Some records
..........
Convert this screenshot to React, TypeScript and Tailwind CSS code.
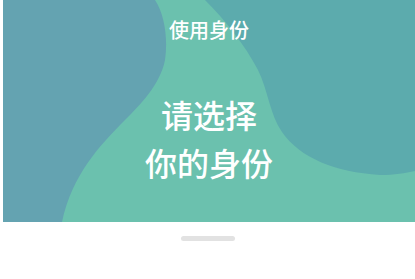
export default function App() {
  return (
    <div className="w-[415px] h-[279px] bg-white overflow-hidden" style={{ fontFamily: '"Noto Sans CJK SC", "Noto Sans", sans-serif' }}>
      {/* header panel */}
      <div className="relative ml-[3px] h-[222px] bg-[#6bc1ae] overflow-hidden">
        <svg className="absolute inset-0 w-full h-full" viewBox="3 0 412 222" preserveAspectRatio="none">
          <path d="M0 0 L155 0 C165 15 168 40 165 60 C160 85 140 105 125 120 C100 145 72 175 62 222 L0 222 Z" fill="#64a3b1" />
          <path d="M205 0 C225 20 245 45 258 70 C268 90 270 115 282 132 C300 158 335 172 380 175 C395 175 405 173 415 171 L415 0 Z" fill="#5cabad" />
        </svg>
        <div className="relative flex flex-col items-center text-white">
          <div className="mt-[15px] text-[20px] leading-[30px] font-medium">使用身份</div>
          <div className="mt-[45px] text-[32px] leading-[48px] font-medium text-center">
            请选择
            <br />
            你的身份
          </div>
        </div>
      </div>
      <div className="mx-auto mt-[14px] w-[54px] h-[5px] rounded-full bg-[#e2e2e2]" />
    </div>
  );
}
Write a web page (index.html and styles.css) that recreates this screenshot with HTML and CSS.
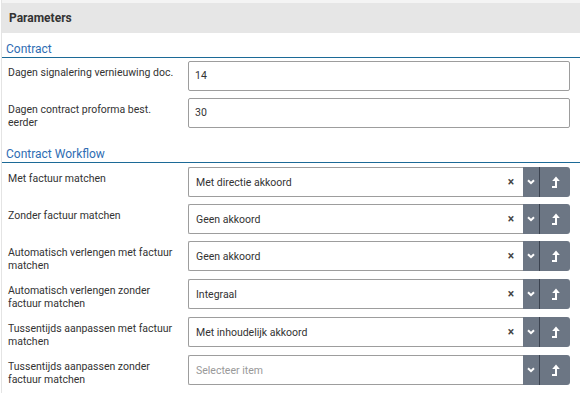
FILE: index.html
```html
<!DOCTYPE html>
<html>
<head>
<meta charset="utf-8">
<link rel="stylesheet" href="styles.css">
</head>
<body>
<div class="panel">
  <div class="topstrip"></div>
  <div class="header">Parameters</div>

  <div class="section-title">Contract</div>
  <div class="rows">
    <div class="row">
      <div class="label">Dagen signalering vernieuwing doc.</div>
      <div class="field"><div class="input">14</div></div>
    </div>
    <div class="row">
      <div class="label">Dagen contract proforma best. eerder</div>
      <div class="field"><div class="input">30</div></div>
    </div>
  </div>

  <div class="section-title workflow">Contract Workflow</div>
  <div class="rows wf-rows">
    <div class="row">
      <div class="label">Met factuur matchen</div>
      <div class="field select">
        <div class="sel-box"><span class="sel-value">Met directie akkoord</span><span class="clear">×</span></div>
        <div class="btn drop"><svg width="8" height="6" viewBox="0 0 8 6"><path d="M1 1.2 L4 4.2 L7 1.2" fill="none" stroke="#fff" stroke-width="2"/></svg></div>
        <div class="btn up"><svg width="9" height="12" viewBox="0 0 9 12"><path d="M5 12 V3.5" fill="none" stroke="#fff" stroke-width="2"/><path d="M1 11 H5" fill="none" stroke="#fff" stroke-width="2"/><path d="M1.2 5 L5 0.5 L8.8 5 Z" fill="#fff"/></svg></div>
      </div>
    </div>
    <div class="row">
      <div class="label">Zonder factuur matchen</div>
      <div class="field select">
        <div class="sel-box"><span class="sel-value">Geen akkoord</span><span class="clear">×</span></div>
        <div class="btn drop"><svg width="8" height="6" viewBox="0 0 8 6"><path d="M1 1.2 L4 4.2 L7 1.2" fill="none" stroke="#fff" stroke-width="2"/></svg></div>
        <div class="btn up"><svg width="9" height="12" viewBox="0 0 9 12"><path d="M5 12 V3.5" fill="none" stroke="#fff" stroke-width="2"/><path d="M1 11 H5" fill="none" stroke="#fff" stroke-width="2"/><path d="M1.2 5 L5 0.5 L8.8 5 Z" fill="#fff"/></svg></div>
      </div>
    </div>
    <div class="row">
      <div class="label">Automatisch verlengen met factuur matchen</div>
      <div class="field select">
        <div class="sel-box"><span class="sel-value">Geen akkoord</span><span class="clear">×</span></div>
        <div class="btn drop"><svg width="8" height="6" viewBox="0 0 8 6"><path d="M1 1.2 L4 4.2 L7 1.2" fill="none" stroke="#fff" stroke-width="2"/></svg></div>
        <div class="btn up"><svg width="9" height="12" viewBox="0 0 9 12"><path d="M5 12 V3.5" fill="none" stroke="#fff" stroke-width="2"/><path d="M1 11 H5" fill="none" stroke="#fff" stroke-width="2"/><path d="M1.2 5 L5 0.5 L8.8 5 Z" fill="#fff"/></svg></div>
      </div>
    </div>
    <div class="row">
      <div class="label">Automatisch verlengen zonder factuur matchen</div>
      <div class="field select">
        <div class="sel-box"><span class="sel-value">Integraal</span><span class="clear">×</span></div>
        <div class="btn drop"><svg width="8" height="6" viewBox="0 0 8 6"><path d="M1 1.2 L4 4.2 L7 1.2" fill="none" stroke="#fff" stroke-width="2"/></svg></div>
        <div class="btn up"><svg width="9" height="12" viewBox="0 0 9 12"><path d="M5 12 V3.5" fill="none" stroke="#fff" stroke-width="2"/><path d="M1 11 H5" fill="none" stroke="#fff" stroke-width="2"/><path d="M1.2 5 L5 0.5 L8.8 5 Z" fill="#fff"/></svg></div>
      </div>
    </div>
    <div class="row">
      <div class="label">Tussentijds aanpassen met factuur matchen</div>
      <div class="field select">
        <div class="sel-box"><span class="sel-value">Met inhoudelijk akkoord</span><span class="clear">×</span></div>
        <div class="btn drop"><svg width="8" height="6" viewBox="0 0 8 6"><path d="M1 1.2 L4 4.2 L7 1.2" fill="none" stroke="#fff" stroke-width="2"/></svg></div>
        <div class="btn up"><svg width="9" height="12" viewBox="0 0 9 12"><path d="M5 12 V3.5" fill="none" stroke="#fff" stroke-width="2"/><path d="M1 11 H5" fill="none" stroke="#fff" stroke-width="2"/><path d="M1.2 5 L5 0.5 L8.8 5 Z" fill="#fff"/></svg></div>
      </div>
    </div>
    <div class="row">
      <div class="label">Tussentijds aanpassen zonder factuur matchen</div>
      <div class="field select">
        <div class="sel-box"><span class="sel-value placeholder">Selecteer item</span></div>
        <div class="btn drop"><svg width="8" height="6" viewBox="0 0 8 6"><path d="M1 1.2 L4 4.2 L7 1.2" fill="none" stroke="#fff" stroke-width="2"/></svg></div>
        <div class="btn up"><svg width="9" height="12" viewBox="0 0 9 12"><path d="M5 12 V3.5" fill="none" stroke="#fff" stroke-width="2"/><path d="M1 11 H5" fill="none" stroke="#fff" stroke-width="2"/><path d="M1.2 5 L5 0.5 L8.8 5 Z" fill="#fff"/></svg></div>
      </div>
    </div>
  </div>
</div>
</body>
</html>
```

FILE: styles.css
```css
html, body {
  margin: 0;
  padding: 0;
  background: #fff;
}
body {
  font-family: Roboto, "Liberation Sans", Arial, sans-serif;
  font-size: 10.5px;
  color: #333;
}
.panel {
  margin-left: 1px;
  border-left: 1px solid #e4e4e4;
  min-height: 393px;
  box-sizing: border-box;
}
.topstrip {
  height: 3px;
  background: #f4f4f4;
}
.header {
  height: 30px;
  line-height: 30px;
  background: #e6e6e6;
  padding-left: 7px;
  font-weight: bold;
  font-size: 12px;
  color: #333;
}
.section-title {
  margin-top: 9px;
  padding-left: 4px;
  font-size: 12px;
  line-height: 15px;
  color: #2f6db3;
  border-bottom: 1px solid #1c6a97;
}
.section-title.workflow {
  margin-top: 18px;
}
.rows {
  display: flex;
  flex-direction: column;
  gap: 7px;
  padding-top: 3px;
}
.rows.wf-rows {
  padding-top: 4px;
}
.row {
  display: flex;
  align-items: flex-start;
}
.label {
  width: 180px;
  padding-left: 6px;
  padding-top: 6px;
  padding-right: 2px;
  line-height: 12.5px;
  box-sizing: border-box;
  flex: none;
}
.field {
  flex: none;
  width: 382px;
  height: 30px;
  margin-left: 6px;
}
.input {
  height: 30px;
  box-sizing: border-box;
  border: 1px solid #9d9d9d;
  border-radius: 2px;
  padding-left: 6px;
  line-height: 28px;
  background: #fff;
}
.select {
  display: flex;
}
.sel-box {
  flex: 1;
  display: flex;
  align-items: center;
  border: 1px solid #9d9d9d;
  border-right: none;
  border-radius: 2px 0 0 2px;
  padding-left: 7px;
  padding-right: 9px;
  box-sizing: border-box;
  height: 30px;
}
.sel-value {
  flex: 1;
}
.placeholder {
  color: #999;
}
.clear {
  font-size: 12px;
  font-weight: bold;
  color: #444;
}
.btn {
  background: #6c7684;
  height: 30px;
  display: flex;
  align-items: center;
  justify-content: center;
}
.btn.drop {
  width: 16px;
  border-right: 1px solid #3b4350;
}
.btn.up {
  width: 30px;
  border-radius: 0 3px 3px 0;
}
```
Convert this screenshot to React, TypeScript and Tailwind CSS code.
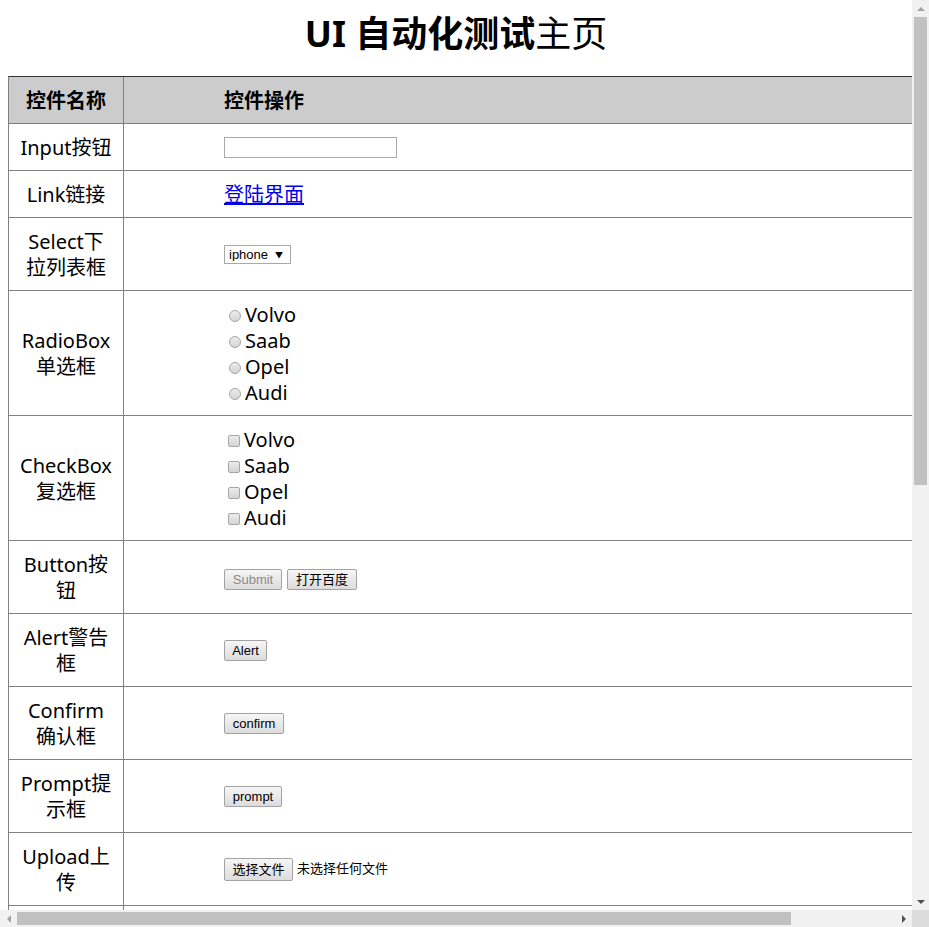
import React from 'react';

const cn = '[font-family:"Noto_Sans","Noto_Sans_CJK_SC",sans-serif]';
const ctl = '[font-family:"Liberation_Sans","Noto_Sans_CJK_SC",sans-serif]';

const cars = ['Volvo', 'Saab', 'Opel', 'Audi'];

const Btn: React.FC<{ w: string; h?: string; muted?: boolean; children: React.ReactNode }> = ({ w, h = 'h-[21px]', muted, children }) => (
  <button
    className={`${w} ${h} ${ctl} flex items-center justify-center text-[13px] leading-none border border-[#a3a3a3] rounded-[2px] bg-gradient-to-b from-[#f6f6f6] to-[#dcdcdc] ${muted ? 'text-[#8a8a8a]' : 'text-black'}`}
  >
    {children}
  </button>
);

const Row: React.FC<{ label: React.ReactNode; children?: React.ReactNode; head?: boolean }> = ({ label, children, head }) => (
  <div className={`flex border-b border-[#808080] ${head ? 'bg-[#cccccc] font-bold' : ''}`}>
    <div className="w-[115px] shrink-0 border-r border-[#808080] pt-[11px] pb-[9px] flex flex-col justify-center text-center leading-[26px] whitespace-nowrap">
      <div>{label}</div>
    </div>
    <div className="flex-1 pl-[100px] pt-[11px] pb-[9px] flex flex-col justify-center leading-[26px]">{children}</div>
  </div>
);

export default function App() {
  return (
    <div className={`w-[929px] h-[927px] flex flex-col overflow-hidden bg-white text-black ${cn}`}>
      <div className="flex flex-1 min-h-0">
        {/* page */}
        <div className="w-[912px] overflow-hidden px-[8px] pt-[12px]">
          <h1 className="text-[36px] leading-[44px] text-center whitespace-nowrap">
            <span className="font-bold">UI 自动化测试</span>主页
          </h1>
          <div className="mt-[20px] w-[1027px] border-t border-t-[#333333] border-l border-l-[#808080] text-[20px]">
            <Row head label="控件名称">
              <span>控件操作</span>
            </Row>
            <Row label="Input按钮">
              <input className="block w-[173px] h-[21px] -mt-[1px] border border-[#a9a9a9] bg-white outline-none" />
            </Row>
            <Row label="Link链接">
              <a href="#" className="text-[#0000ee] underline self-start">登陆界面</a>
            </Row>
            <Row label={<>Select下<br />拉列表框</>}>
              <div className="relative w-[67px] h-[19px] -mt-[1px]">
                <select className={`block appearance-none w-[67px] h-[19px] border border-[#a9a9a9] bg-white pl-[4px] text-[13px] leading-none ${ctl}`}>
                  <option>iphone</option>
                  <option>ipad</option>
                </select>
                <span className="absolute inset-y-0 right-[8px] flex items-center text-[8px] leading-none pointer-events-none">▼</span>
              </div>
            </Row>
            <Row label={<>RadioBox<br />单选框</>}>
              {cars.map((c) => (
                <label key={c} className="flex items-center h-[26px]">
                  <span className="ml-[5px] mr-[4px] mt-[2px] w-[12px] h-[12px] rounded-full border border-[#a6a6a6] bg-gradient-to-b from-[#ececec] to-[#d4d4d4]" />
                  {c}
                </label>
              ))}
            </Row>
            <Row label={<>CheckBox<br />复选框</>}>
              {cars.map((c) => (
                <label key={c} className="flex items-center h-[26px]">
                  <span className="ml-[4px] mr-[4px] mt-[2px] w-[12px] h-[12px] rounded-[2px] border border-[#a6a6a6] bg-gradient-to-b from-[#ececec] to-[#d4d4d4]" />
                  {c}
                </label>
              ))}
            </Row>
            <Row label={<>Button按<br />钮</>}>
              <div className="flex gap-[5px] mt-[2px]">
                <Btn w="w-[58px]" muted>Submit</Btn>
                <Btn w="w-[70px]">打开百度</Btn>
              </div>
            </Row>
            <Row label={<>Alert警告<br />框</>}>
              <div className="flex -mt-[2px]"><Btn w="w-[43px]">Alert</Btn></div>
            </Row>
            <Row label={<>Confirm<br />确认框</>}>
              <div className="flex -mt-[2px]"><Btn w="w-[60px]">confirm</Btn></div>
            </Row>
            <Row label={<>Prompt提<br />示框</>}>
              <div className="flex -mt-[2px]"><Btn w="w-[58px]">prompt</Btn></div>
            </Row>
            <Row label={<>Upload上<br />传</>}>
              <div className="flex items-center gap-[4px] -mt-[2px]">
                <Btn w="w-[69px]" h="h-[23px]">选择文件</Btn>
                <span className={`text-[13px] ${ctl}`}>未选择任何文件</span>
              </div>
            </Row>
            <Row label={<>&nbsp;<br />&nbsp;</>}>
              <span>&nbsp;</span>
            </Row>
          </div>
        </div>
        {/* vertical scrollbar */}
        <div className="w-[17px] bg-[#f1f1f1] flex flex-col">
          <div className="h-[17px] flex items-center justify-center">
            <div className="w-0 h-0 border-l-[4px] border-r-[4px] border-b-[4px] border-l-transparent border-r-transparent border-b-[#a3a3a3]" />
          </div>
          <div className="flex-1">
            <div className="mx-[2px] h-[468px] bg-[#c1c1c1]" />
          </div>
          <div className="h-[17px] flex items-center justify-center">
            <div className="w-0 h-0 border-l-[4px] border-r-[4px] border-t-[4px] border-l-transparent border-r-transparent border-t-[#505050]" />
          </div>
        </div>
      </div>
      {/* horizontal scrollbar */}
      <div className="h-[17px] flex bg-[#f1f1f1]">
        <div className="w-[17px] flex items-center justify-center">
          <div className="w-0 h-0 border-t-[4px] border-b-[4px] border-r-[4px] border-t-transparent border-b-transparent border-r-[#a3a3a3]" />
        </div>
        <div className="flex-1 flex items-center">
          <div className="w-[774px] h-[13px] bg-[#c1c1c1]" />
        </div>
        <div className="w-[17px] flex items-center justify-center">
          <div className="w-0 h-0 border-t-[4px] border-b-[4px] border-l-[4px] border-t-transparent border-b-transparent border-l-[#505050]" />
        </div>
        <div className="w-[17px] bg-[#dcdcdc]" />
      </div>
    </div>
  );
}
..........
- TASK PROMPT
Say how many lines in the records hold the string "React", and say nothing else.

- RESPONSE TO THE EXERCISE
5